Nearby, a band of thieves were dividing
what they had stolen.

The authorities surprised them and immediately
began the punishments: the severing
of right hands and left feet.

The hermit was seized by mistake
and his hand cut off.
but before his foot could be severed also,
he was recognized.

The prefect came. "Forgive these men.
They did not know.

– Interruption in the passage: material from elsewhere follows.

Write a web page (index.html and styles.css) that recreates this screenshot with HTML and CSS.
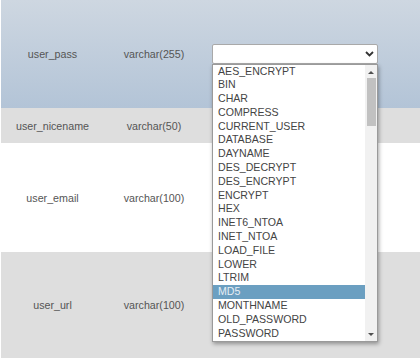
FILE: index.html
```html
<!DOCTYPE html>
<html>
<head>
  <title>Column functions</title>
  <link rel="stylesheet" href="styles.css">
</head>
<body>
<div class="columns-wrapper">
  <table class="columns">
    <tr class="row-active">
      <td class="col-name">user_pass</td>
      <td class="col-type">varchar(255)</td>
      <td class="col-func">
        <div class="func-select">
          <div class="func-box">
            <svg class="chevron" width="9" height="6" viewBox="0 0 9 6">
              <path d="M1 1 L4.5 4.5 L8 1" fill="none" stroke="#333" stroke-width="1.8"/>
            </svg>
          </div>
          <div class="func-list">
            <ul class="func-options">
              <li>AES_ENCRYPT</li>
              <li>BIN</li>
              <li>CHAR</li>
              <li>COMPRESS</li>
              <li>CURRENT_USER</li>
              <li>DATABASE</li>
              <li>DAYNAME</li>
              <li>DES_DECRYPT</li>
              <li>DES_ENCRYPT</li>
              <li>ENCRYPT</li>
              <li>HEX</li>
              <li>INET6_NTOA</li>
              <li>INET_NTOA</li>
              <li>LOAD_FILE</li>
              <li>LOWER</li>
              <li>LTRIM</li>
              <li class="selected">MD5</li>
              <li>MONTHNAME</li>
              <li>OLD_PASSWORD</li>
              <li>PASSWORD</li>
            </ul>
            <div class="scrollbar">
              <span class="arrow up"></span>
              <span class="thumb"></span>
              <span class="arrow down"></span>
            </div>
          </div>
        </div>
      </td>
    </tr>
    <tr class="row-odd row-short">
      <td class="col-name">user_nicename</td>
      <td class="col-type">varchar(50)</td>
      <td class="col-func"></td>
    </tr>
    <tr class="row-even row-tall">
      <td class="col-name">user_email</td>
      <td class="col-type">varchar(100)</td>
      <td class="col-func"></td>
    </tr>
    <tr class="row-odd row-url">
      <td class="col-name">user_url</td>
      <td class="col-type">varchar(100)</td>
      <td class="col-func"></td>
    </tr>
  </table>
</div>
</body>
</html>
```

FILE: styles.css
```css
html, body {
  margin: 0;
  padding: 0;
  background: #fff;
  overflow: hidden;
}

.columns-wrapper {
  padding-left: 1px;
}

.columns {
  border-collapse: collapse;
  width: 419px;
  table-layout: fixed;
  font-family: "Liberation Sans", Arial, sans-serif;
  font-size: 10.7px;
  color: #555;
}

.columns td {
  padding: 0;
  text-align: center;
  vertical-align: middle;
}

.col-name {
  width: 103px;
}

.col-type {
  width: 100px;
}

.columns td.col-func {
  text-align: left;
  padding-left: 8px;
}

.row-active {
  height: 108px;
  background: linear-gradient(#ced7e1, #b3c4d7);
}

.row-odd {
  background: #dedede;
}

.row-even {
  background: #fff;
}

.row-short {
  height: 35px;
}

.row-tall {
  height: 109px;
}

.row-url {
  height: 106px;
}

.func-select {
  position: relative;
  width: 166px;
  margin-top: -1px;
}

.func-box {
  height: 18px;
  border: 1px solid #a9a9a9;
  border-radius: 2px;
  background: #fff;
  display: flex;
  align-items: center;
  justify-content: flex-end;
  padding-right: 3px;
}

.func-list {
  position: absolute;
  top: 20px;
  left: 0;
  width: 164px;
  height: 276px;
  border: 1px solid #9a9a9a;
  background: #fff;
  box-shadow: 1px 2px 4px rgba(0, 0, 0, 0.35);
  display: flex;
  color: #444;
  font-size: 10.6px;
}

.func-options {
  list-style: none;
  margin: 0;
  padding: 0;
  flex: 1;
}

.func-options li {
  height: 13.8px;
  line-height: 13.8px;
  padding-left: 5px;
}

.func-options li.selected {
  background: #6b9fc1;
  color: #e8eef4;
}

.scrollbar {
  width: 12px;
  background: #f1f1f1;
  display: flex;
  flex-direction: column;
  align-items: center;
}

.scrollbar .thumb {
  width: 9px;
  height: 48px;
  margin-top: 4px;
  margin-left: 1px;
  background: #c1c1c1;
}

.scrollbar .arrow {
  width: 0;
  height: 0;
  border-left: 3px solid transparent;
  border-right: 3px solid transparent;
}

.scrollbar .arrow.up {
  margin-top: 6px;
  border-bottom: 3px solid #505050;
}

.scrollbar .arrow.down {
  margin-top: auto;
  margin-bottom: 5px;
  border-top: 3px solid #505050;
}
```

Forgive us all!"

The sheikh said, "This is not your fault.
I broke my vow, and the Beloved
has punished me."

He became known as Sheikh Aqta,
which means, "The teacher
whose hand has been cut off."

One day a visitor entered his hut without knocking
and saw him weaving palm leaf baskets.
It takes two hands to weave!

"Why have you entered without warning!"

"Out of love for you"

"Then keep this secret which you see
has been given to me."

But others began to know about this,
and many came to the hut to watch.

The hand that helped
when he was weaving palm leaves
came because he no longer had any fear
of dismemberment or death.

When those anxious, self-protecting
imaginations leave, the real,
cooperative work begins.

(Mathmawi III, 1634-1642, 1672-1690, 1704-1720)

I write to you with happiness and anticipation today; that your counterproductive imaginations begin a hiatus that simultaneously launches the most productive period of this part of your life. Be well. I love you.